* start Data shown *

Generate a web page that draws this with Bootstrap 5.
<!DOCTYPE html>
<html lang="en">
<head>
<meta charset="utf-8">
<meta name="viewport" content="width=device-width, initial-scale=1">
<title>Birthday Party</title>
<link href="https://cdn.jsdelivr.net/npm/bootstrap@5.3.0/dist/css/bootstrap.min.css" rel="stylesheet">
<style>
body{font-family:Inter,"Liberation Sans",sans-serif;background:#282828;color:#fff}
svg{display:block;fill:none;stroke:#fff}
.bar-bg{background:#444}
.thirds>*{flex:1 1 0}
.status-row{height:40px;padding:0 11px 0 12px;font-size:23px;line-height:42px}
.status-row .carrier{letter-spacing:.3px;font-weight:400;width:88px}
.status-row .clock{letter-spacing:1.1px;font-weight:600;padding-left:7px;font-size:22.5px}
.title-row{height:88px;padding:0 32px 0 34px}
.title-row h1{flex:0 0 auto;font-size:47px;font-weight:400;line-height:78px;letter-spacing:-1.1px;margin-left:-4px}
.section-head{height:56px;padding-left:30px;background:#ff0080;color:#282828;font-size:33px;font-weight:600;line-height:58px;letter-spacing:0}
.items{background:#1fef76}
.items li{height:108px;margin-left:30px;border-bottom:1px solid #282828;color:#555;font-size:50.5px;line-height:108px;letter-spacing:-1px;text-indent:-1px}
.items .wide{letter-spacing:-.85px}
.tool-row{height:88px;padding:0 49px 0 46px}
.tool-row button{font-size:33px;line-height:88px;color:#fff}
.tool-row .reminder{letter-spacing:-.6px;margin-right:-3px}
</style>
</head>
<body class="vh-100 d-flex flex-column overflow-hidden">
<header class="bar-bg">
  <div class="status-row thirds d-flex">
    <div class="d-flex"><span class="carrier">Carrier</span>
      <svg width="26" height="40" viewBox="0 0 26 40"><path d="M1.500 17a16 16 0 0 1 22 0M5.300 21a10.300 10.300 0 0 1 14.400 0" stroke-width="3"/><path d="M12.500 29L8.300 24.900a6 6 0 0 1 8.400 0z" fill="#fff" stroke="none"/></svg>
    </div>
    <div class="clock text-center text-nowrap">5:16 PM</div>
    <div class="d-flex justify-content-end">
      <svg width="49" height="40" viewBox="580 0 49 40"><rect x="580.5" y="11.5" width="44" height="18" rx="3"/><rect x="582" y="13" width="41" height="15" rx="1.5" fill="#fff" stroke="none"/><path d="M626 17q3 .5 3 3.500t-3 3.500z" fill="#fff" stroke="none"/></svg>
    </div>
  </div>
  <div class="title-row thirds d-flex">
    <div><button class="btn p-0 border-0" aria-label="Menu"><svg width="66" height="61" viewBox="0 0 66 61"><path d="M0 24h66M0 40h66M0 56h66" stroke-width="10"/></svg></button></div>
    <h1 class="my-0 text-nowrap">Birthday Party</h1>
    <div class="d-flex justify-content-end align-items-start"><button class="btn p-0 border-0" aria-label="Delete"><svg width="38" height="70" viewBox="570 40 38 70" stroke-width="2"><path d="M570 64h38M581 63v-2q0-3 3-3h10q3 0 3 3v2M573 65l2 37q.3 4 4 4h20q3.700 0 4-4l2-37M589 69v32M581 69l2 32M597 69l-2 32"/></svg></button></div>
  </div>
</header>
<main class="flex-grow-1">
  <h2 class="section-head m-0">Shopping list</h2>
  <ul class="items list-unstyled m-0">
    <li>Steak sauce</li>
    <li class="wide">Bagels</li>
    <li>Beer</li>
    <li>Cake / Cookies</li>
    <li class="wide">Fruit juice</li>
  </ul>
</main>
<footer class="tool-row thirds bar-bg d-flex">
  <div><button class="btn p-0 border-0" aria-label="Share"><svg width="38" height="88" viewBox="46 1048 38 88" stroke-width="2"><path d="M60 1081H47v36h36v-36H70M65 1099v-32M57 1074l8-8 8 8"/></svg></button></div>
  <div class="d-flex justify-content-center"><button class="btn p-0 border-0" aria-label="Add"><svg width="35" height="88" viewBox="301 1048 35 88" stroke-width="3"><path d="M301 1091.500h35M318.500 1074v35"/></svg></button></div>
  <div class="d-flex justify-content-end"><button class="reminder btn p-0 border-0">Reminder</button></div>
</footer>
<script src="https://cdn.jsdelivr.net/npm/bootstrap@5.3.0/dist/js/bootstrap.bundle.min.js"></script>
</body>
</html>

* end Data shown *
* start Data shown *

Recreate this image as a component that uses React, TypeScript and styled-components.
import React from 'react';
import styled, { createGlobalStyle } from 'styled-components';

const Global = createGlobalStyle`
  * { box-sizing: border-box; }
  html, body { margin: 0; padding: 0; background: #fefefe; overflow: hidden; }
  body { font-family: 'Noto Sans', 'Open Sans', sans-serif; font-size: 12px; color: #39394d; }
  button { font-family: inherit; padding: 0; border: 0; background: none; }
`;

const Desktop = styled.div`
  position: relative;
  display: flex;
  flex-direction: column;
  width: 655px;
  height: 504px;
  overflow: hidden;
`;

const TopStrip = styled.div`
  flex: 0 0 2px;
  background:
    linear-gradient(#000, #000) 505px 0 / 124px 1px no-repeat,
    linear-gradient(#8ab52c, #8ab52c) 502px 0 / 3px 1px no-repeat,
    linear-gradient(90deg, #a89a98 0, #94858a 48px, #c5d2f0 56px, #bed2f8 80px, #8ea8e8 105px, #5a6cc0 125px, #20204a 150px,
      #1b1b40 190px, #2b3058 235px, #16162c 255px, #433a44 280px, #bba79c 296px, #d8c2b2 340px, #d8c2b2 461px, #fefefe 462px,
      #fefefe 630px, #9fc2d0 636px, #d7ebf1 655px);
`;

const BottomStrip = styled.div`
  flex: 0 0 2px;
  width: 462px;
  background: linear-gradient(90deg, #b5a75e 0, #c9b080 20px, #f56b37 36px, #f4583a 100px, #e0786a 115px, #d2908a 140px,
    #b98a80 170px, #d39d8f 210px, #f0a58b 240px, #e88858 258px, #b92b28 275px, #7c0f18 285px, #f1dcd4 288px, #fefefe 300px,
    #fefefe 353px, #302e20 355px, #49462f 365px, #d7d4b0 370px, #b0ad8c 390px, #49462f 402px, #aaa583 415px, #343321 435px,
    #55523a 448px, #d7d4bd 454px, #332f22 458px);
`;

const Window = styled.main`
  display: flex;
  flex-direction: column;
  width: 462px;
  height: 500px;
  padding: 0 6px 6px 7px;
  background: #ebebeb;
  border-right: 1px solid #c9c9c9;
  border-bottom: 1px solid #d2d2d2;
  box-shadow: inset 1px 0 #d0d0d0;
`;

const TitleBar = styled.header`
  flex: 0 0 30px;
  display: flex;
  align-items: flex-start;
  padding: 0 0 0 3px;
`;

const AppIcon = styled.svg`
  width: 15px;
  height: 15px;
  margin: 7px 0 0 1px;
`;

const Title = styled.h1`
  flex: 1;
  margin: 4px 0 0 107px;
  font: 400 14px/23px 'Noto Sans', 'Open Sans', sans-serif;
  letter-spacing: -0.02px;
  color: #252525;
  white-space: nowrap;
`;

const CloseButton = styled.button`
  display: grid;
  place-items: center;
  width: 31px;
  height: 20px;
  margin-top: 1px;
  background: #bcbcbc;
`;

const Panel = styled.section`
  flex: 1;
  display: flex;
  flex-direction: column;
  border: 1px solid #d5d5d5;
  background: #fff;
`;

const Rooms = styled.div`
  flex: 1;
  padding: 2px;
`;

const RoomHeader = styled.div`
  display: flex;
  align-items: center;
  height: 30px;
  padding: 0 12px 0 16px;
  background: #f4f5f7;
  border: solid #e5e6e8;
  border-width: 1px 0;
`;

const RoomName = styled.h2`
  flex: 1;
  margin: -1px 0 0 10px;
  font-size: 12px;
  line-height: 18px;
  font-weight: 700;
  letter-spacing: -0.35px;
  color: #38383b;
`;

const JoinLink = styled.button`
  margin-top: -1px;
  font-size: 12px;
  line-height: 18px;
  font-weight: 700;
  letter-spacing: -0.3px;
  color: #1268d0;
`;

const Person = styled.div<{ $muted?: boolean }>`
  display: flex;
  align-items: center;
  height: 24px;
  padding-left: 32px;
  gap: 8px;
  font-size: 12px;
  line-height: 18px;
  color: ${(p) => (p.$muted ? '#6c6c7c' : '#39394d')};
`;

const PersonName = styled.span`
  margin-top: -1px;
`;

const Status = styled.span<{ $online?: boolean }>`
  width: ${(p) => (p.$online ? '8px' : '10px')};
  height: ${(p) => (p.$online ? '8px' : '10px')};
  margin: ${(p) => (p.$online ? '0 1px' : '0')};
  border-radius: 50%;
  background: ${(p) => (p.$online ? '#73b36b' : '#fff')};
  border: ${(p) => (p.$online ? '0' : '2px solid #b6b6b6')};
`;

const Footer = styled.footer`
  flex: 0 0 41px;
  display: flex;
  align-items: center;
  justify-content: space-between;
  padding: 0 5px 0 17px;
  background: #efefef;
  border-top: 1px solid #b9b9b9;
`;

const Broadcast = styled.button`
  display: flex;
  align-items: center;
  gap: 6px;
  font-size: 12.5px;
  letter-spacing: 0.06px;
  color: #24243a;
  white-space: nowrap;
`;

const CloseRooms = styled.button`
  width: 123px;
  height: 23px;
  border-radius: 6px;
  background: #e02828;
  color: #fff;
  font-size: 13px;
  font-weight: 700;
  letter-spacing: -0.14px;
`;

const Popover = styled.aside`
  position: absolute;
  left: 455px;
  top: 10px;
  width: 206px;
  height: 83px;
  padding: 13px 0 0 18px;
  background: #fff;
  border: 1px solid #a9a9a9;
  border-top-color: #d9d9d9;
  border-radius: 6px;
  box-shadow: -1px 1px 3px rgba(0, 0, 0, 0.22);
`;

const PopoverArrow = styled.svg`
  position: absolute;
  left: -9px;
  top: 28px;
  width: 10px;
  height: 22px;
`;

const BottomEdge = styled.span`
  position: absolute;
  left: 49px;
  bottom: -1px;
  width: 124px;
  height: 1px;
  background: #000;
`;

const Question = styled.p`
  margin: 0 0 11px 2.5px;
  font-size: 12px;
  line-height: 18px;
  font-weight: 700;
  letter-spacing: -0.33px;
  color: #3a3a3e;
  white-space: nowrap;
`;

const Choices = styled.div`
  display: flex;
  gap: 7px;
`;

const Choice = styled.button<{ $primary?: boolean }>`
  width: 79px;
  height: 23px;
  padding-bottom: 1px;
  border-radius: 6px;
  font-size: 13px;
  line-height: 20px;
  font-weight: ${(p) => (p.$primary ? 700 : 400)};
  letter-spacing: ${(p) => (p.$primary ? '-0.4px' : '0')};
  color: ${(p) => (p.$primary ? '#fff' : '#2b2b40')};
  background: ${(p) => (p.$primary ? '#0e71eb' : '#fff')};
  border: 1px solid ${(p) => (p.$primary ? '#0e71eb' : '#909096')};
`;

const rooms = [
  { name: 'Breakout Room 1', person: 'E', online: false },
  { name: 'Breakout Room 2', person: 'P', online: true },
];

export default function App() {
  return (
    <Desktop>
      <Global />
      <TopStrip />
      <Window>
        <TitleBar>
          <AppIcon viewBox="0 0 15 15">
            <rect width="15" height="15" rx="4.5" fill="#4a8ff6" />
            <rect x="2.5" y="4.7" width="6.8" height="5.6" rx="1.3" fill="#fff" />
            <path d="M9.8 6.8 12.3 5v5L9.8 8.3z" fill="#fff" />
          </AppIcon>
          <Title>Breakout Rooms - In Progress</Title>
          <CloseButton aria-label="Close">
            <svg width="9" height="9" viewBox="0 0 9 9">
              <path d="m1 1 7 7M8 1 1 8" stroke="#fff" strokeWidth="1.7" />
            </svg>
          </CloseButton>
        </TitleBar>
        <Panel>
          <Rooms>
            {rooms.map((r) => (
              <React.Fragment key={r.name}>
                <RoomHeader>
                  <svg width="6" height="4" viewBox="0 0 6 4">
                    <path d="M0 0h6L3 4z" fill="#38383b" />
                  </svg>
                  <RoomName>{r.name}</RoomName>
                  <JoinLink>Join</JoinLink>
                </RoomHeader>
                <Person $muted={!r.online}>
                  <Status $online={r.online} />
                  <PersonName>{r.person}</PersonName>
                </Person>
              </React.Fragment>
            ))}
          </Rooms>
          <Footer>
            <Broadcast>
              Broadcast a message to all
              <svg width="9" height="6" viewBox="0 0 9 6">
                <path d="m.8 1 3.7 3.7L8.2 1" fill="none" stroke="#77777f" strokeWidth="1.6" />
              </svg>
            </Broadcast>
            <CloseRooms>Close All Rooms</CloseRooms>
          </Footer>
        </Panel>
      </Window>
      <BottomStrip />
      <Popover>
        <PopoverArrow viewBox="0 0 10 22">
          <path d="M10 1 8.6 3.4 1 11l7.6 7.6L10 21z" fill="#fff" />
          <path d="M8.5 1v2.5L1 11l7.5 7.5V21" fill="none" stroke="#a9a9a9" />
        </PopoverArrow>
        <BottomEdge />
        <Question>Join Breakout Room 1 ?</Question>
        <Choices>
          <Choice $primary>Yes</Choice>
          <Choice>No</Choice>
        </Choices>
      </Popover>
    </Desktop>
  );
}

* end Data shown *
* start Data shown *

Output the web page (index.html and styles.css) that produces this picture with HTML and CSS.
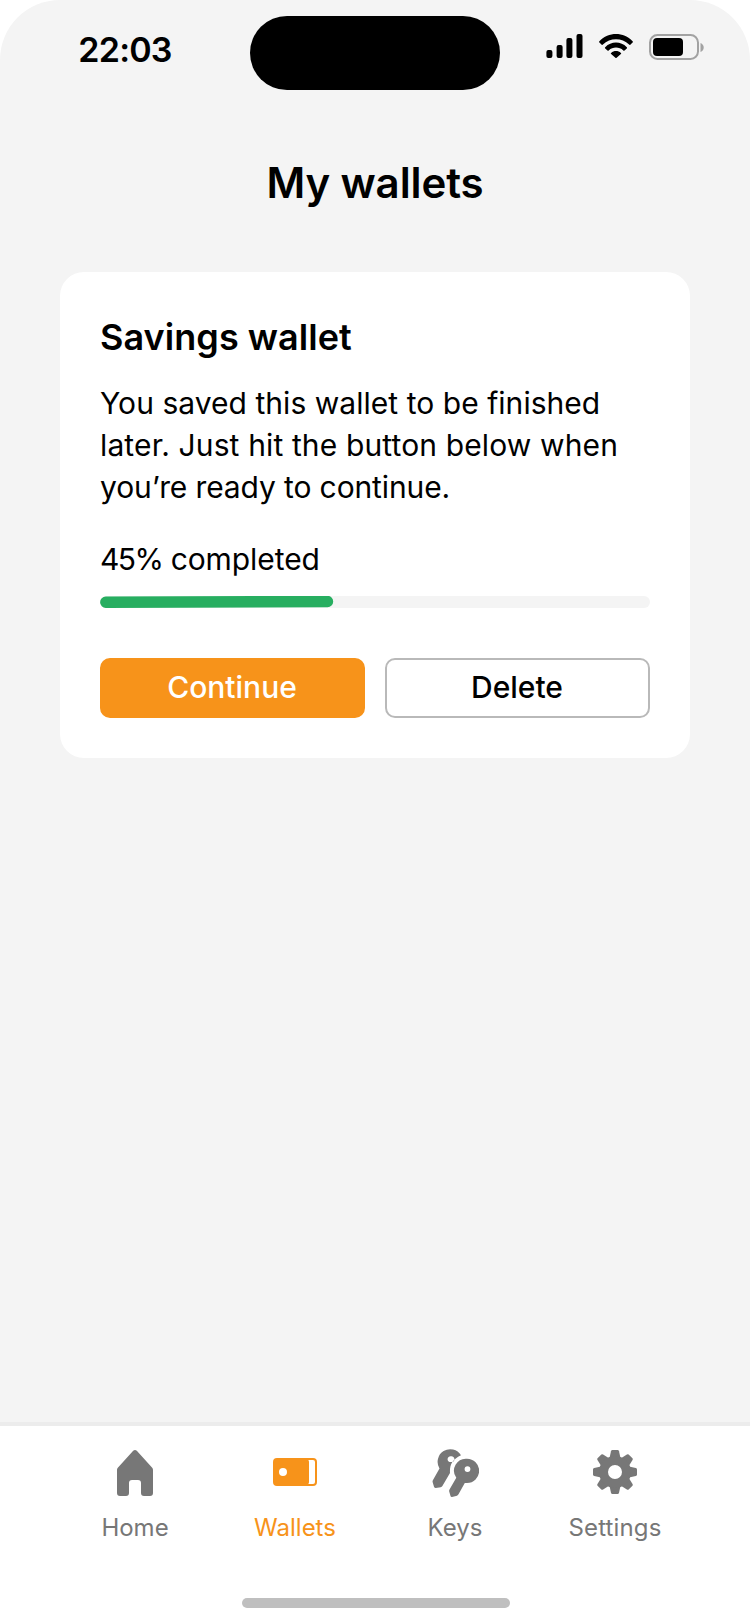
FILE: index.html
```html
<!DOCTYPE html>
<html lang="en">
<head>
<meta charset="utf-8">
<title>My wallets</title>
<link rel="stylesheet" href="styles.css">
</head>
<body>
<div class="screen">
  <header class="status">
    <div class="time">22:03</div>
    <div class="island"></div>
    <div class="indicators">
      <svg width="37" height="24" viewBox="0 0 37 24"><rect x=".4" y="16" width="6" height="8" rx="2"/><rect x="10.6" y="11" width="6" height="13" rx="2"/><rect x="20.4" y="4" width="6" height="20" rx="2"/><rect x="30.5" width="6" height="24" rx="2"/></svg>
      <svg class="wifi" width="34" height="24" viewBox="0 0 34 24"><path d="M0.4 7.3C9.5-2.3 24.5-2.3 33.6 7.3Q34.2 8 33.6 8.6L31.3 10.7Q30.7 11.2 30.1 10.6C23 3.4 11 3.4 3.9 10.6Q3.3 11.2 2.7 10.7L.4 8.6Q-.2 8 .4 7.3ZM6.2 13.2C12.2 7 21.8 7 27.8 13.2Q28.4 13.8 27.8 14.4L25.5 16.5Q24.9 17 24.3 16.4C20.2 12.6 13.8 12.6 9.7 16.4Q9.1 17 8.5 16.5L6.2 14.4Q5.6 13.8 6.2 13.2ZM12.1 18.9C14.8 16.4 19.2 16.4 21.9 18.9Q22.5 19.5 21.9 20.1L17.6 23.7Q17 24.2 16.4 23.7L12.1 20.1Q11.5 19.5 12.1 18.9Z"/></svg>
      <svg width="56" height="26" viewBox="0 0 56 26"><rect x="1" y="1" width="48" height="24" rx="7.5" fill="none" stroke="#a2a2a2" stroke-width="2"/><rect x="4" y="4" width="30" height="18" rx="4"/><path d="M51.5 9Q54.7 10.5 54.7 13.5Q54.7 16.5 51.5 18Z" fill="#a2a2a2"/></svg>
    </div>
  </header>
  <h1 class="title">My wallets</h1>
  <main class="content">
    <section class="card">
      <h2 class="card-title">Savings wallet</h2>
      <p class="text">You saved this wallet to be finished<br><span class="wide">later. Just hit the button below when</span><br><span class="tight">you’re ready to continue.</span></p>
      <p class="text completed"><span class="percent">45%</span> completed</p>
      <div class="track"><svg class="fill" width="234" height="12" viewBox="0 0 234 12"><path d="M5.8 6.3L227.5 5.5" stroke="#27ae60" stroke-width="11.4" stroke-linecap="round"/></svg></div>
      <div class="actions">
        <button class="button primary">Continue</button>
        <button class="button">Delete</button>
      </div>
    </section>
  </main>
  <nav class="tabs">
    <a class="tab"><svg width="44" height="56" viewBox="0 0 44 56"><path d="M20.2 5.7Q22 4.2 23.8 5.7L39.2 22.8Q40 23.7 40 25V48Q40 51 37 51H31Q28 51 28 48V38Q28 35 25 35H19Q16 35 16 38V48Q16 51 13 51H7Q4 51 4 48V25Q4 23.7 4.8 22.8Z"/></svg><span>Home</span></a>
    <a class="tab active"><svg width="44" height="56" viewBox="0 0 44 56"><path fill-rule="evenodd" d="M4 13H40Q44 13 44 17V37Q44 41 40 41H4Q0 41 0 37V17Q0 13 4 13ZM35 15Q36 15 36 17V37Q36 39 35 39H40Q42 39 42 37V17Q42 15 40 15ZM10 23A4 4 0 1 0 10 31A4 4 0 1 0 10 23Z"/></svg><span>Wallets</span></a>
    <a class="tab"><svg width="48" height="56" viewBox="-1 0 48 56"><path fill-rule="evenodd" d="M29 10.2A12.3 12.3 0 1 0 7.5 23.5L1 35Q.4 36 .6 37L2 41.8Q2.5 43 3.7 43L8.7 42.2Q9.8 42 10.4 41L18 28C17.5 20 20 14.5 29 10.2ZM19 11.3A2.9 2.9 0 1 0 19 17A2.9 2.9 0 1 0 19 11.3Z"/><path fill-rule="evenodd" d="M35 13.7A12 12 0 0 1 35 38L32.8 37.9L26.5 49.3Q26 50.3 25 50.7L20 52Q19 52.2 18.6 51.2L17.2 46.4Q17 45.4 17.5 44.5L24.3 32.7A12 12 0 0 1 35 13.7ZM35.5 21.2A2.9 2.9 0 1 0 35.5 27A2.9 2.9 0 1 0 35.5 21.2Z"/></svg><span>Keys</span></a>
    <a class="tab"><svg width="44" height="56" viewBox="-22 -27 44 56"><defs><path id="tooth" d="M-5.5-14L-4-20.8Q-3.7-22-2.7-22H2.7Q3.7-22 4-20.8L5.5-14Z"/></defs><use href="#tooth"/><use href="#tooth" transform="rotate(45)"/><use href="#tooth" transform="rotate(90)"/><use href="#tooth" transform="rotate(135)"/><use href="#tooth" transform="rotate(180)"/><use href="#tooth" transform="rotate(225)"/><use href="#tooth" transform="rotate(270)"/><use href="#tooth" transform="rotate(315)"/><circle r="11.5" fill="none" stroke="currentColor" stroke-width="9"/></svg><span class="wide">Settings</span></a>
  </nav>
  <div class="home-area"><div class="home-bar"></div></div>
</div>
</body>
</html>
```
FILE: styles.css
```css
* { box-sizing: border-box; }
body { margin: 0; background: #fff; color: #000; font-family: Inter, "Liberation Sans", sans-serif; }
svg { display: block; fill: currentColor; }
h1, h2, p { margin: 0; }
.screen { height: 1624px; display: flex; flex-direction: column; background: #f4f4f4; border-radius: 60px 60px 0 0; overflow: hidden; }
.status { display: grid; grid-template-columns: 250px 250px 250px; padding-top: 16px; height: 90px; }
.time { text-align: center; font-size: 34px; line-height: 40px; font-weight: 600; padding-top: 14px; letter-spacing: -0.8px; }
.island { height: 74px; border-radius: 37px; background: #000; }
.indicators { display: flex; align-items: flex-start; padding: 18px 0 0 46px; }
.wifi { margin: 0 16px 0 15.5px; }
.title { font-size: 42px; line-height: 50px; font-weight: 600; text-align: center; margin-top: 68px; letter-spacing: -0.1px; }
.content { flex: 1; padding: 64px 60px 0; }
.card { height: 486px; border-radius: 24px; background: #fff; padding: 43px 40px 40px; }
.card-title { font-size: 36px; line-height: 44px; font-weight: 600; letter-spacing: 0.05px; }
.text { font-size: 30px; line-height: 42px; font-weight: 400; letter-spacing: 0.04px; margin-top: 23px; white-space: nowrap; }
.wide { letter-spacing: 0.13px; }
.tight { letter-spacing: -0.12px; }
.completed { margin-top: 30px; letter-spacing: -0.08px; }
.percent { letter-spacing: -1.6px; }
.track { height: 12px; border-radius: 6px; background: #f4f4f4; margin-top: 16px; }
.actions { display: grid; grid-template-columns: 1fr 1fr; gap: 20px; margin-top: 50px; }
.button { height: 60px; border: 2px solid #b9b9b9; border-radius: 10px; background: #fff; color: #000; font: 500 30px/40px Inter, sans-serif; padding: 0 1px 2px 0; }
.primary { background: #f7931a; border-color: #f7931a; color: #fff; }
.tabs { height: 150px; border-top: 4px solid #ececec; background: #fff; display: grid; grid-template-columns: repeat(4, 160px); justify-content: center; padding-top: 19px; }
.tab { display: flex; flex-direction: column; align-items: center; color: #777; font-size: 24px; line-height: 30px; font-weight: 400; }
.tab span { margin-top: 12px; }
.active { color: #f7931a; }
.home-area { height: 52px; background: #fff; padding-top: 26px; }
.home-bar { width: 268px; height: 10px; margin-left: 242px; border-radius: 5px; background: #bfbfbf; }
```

* end Data shown *

* Exercise
Copy each line above that contains the string "with".

* Solution to the exercise
Generate a web page that draws this with Bootstrap 5.
Output the web page (index.html and styles.css) that produces this picture with HTML and CSS.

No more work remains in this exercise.